Where a line in the listing below contains the word "styles", copy that line.

>> start

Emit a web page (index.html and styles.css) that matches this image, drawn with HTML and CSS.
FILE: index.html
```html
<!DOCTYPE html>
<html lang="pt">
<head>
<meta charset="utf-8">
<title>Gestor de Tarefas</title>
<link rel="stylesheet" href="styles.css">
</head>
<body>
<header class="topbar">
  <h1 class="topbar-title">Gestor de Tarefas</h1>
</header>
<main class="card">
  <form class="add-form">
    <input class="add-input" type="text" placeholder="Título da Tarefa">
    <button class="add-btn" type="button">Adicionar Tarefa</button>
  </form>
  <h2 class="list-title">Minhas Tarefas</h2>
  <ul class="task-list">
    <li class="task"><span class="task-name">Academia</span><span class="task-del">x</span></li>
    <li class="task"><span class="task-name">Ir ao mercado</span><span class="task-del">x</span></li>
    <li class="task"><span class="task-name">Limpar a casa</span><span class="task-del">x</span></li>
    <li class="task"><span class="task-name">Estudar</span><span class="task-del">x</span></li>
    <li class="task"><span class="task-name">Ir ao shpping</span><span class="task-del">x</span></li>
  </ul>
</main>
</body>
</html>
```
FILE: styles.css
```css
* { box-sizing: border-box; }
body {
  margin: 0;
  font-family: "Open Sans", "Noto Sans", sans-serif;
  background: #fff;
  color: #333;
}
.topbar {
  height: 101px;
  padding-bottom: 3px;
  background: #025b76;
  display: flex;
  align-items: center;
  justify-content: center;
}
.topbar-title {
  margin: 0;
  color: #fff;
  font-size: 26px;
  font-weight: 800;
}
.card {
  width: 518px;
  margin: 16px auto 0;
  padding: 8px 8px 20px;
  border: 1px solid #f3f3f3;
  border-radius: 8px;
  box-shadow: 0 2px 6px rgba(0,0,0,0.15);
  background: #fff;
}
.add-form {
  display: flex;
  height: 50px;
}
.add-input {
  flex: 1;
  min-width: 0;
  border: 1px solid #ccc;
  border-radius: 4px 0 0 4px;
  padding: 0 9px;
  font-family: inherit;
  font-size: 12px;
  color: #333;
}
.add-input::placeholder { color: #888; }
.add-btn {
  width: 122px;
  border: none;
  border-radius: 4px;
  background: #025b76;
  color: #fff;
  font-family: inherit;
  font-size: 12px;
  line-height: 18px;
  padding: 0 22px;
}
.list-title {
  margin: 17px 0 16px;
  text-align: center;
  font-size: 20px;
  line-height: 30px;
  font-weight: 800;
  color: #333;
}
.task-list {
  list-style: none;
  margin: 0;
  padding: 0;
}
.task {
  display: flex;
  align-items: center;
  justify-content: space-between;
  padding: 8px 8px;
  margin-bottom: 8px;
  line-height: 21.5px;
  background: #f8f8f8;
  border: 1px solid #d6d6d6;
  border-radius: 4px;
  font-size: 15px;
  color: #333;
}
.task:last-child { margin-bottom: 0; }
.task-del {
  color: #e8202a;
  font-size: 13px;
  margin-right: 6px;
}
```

>> end

[EXERCISE RESPONSE]
Emit a web page (index.html and styles.css) that matches this image, drawn with HTML and CSS.
<link rel="stylesheet" href="styles.css">
FILE: styles.css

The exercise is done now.